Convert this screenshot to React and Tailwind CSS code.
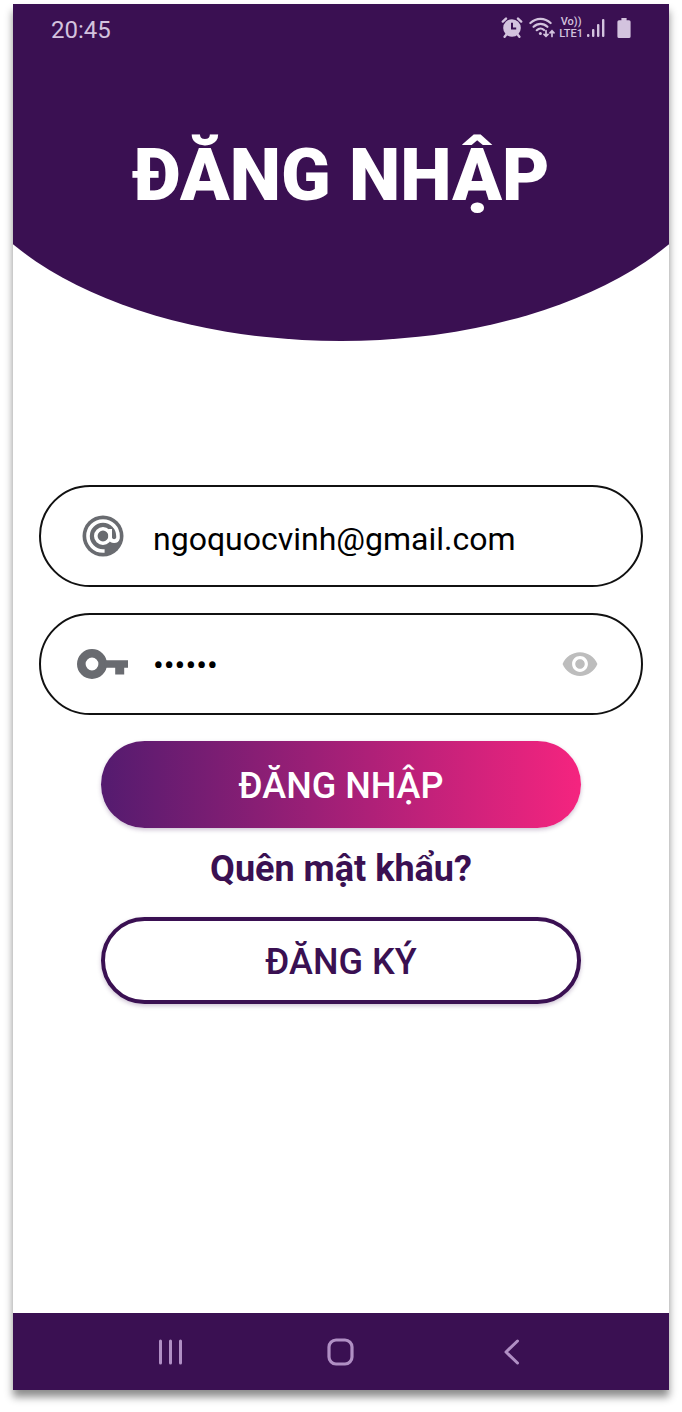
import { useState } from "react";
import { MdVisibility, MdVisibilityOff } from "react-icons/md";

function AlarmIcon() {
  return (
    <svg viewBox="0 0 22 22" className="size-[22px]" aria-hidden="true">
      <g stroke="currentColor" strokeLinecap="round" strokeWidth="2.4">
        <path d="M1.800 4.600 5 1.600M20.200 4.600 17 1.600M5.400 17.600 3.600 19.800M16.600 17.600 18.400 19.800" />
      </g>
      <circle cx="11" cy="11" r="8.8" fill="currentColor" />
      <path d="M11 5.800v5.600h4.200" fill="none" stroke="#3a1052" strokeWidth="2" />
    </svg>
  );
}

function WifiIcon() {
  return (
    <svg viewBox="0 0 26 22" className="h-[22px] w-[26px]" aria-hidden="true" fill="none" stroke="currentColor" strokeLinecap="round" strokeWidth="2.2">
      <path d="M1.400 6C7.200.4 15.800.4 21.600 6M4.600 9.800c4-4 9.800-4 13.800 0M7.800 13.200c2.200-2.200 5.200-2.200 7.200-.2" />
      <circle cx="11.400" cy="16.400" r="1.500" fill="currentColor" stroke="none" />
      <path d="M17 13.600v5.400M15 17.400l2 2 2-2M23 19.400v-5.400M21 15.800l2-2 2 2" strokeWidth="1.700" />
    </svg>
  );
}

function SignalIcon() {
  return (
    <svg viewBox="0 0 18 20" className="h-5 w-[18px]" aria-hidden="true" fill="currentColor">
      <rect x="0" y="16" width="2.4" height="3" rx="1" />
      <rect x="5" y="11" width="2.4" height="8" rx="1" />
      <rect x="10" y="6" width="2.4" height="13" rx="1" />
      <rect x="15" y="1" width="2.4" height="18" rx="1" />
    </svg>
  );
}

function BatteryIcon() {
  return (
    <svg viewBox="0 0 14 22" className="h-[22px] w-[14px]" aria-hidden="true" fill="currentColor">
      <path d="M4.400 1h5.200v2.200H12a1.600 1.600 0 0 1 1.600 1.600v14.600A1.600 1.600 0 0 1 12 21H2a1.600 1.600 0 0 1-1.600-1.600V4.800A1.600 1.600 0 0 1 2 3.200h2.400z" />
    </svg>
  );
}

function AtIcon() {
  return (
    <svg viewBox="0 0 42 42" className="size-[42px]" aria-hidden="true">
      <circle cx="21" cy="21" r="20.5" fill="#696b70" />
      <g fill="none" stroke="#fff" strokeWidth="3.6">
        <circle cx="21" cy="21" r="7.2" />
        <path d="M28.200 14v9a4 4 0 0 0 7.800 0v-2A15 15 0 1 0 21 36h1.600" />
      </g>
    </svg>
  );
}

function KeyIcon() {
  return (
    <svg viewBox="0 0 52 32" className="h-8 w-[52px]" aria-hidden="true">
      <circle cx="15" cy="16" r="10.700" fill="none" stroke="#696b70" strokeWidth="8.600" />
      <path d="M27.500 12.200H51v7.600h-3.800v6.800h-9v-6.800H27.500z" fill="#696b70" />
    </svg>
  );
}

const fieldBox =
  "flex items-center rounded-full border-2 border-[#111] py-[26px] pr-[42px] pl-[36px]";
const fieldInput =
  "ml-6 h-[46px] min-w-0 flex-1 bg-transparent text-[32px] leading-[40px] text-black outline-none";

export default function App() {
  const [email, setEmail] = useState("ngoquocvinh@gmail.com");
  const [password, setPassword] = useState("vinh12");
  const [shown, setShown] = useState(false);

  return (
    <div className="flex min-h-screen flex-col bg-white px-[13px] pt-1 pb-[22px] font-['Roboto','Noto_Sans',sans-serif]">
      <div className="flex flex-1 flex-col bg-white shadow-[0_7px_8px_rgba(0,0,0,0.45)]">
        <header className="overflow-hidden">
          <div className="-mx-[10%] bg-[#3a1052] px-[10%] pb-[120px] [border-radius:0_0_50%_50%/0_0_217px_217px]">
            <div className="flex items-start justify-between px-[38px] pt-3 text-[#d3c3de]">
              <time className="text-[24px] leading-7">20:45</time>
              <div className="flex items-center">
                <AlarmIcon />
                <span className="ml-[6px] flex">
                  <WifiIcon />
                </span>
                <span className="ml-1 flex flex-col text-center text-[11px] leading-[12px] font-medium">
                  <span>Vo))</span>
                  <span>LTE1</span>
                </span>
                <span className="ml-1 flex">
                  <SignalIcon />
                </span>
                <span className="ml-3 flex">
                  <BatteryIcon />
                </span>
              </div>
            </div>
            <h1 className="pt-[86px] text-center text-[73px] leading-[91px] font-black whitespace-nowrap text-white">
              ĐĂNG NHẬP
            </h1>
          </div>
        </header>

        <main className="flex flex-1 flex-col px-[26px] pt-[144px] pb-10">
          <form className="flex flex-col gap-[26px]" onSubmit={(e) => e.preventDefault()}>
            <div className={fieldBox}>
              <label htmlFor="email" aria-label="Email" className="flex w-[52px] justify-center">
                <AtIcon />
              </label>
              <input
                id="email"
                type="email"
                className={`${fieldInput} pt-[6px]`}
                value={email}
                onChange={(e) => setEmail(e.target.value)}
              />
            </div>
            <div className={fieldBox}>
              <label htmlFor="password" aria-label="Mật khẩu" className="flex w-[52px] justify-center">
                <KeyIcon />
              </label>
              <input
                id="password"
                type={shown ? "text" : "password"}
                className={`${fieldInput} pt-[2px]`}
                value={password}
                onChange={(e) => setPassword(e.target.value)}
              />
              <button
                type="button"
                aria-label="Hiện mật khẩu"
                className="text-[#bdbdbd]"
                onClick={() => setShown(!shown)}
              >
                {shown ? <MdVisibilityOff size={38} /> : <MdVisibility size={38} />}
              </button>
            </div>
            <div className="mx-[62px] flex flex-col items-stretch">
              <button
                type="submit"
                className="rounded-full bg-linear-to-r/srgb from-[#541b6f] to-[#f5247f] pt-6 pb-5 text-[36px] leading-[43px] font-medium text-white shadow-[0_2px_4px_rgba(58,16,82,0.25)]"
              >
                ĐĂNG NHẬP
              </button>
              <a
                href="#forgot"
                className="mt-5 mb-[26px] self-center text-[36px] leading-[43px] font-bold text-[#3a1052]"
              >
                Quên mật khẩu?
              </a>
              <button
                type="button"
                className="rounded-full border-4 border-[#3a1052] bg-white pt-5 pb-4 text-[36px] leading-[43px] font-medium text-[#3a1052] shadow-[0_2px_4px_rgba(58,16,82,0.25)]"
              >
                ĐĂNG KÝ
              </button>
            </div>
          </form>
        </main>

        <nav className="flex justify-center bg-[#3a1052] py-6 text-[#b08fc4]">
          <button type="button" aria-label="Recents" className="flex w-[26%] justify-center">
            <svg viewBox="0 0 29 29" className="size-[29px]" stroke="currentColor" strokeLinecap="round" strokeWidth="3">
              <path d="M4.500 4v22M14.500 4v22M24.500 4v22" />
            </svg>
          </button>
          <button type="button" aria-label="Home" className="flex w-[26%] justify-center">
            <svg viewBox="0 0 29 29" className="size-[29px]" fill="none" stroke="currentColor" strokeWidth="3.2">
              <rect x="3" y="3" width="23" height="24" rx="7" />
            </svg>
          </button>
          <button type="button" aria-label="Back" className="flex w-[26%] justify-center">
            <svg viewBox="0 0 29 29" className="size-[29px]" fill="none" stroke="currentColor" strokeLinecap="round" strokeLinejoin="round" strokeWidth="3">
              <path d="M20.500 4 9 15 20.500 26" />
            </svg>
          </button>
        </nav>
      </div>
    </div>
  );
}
++++++++++
Copy the whole of the material above exactly, but not its images.

Convert this screenshot to React and Tailwind CSS code.
import { useState } from "react";
import { MdVisibility, MdVisibilityOff } from "react-icons/md";

function AlarmIcon() {
  return (
    <svg viewBox="0 0 22 22" className="size-[22px]" aria-hidden="true">
      <g stroke="currentColor" strokeLinecap="round" strokeWidth="2.4">
        <path d="M1.800 4.600 5 1.600M20.200 4.600 17 1.600M5.400 17.600 3.600 19.800M16.600 17.600 18.400 19.800" />
      </g>
      <circle cx="11" cy="11" r="8.8" fill="currentColor" />
      <path d="M11 5.800v5.600h4.200" fill="none" stroke="#3a1052" strokeWidth="2" />
    </svg>
  );
}

function WifiIcon() {
  return (
    <svg viewBox="0 0 26 22" className="h-[22px] w-[26px]" aria-hidden="true" fill="none" stroke="currentColor" strokeLinecap="round" strokeWidth="2.2">
      <path d="M1.400 6C7.200.4 15.800.4 21.600 6M4.600 9.800c4-4 9.800-4 13.800 0M7.800 13.200c2.200-2.200 5.200-2.200 7.200-.2" />
      <circle cx="11.400" cy="16.400" r="1.500" fill="currentColor" stroke="none" />
      <path d="M17 13.600v5.400M15 17.400l2 2 2-2M23 19.400v-5.400M21 15.800l2-2 2 2" strokeWidth="1.700" />
    </svg>
  );
}

function SignalIcon() {
  return (
    <svg viewBox="0 0 18 20" className="h-5 w-[18px]" aria-hidden="true" fill="currentColor">
      <rect x="0" y="16" width="2.4" height="3" rx="1" />
      <rect x="5" y="11" width="2.4" height="8" rx="1" />
      <rect x="10" y="6" width="2.4" height="13" rx="1" />
      <rect x="15" y="1" width="2.4" height="18" rx="1" />
    </svg>
  );
}

function BatteryIcon() {
  return (
    <svg viewBox="0 0 14 22" className="h-[22px] w-[14px]" aria-hidden="true" fill="currentColor">
      <path d="M4.400 1h5.200v2.200H12a1.600 1.600 0 0 1 1.600 1.600v14.600A1.600 1.600 0 0 1 12 21H2a1.600 1.600 0 0 1-1.600-1.600V4.800A1.600 1.600 0 0 1 2 3.200h2.400z" />
    </svg>
  );
}

function AtIcon() {
  return (
    <svg viewBox="0 0 42 42" className="size-[42px]" aria-hidden="true">
      <circle cx="21" cy="21" r="20.5" fill="#696b70" />
      <g fill="none" stroke="#fff" strokeWidth="3.6">
        <circle cx="21" cy="21" r="7.2" />
        <path d="M28.200 14v9a4 4 0 0 0 7.800 0v-2A15 15 0 1 0 21 36h1.600" />
      </g>
    </svg>
  );
}

function KeyIcon() {
  return (
    <svg viewBox="0 0 52 32" className="h-8 w-[52px]" aria-hidden="true">
      <circle cx="15" cy="16" r="10.700" fill="none" stroke="#696b70" strokeWidth="8.600" />
      <path d="M27.500 12.200H51v7.600h-3.800v6.800h-9v-6.800H27.500z" fill="#696b70" />
    </svg>
  );
}

const fieldBox =
  "flex items-center rounded-full border-2 border-[#111] py-[26px] pr-[42px] pl-[36px]";
const fieldInput =
  "ml-6 h-[46px] min-w-0 flex-1 bg-transparent text-[32px] leading-[40px] text-black outline-none";

export default function App() {
  const [email, setEmail] = useState("ngoquocvinh@gmail.com");
  const [password, setPassword] = useState("vinh12");
  const [shown, setShown] = useState(false);

  return (
    <div className="flex min-h-screen flex-col bg-white px-[13px] pt-1 pb-[22px] font-['Roboto','Noto_Sans',sans-serif]">
      <div className="flex flex-1 flex-col bg-white shadow-[0_7px_8px_rgba(0,0,0,0.45)]">
        <header className="overflow-hidden">
          <div className="-mx-[10%] bg-[#3a1052] px-[10%] pb-[120px] [border-radius:0_0_50%_50%/0_0_217px_217px]">
            <div className="flex items-start justify-between px-[38px] pt-3 text-[#d3c3de]">
              <time className="text-[24px] leading-7">20:45</time>
              <div className="flex items-center">
                <AlarmIcon />
                <span className="ml-[6px] flex">
                  <WifiIcon />
                </span>
                <span className="ml-1 flex flex-col text-center text-[11px] leading-[12px] font-medium">
                  <span>Vo))</span>
                  <span>LTE1</span>
                </span>
                <span className="ml-1 flex">
                  <SignalIcon />
                </span>
                <span className="ml-3 flex">
                  <BatteryIcon />
                </span>
              </div>
            </div>
            <h1 className="pt-[86px] text-center text-[73px] leading-[91px] font-black whitespace-nowrap text-white">
              ĐĂNG NHẬP
            </h1>
          </div>
        </header>

        <main className="flex flex-1 flex-col px-[26px] pt-[144px] pb-10">
          <form className="flex flex-col gap-[26px]" onSubmit={(e) => e.preventDefault()}>
            <div className={fieldBox}>
              <label htmlFor="email" aria-label="Email" className="flex w-[52px] justify-center">
                <AtIcon />
              </label>
              <input
                id="email"
                type="email"
                className={`${fieldInput} pt-[6px]`}
                value={email}
                onChange={(e) => setEmail(e.target.value)}
              />
            </div>
            <div className={fieldBox}>
              <label htmlFor="password" aria-label="Mật khẩu" className="flex w-[52px] justify-center">
                <KeyIcon />
              </label>
              <input
                id="password"
                type={shown ? "text" : "password"}
                className={`${fieldInput} pt-[2px]`}
                value={password}
                onChange={(e) => setPassword(e.target.value)}
              />
              <button
                type="button"
                aria-label="Hiện mật khẩu"
                className="text-[#bdbdbd]"
                onClick={() => setShown(!shown)}
              >
                {shown ? <MdVisibilityOff size={38} /> : <MdVisibility size={38} />}
              </button>
            </div>
            <div className="mx-[62px] flex flex-col items-stretch">
              <button
                type="submit"
                className="rounded-full bg-linear-to-r/srgb from-[#541b6f] to-[#f5247f] pt-6 pb-5 text-[36px] leading-[43px] font-medium text-white shadow-[0_2px_4px_rgba(58,16,82,0.25)]"
              >
                ĐĂNG NHẬP
              </button>
              <a
                href="#forgot"
                className="mt-5 mb-[26px] self-center text-[36px] leading-[43px] font-bold text-[#3a1052]"
              >
                Quên mật khẩu?
              </a>
              <button
                type="button"
                className="rounded-full border-4 border-[#3a1052] bg-white pt-5 pb-4 text-[36px] leading-[43px] font-medium text-[#3a1052] shadow-[0_2px_4px_rgba(58,16,82,0.25)]"
              >
                ĐĂNG KÝ
              </button>
            </div>
          </form>
        </main>

        <nav className="flex justify-center bg-[#3a1052] py-6 text-[#b08fc4]">
          <button type="button" aria-label="Recents" className="flex w-[26%] justify-center">
            <svg viewBox="0 0 29 29" className="size-[29px]" stroke="currentColor" strokeLinecap="round" strokeWidth="3">
              <path d="M4.500 4v22M14.500 4v22M24.500 4v22" />
            </svg>
          </button>
          <button type="button" aria-label="Home" className="flex w-[26%] justify-center">
            <svg viewBox="0 0 29 29" className="size-[29px]" fill="none" stroke="currentColor" strokeWidth="3.2">
              <rect x="3" y="3" width="23" height="24" rx="7" />
            </svg>
          </button>
          <button type="button" aria-label="Back" className="flex w-[26%] justify-center">
            <svg viewBox="0 0 29 29" className="size-[29px]" fill="none" stroke="currentColor" strokeLinecap="round" strokeLinejoin="round" strokeWidth="3">
              <path d="M20.500 4 9 15 20.500 26" />
            </svg>
          </button>
        </nav>
      </div>
    </div>
  );
}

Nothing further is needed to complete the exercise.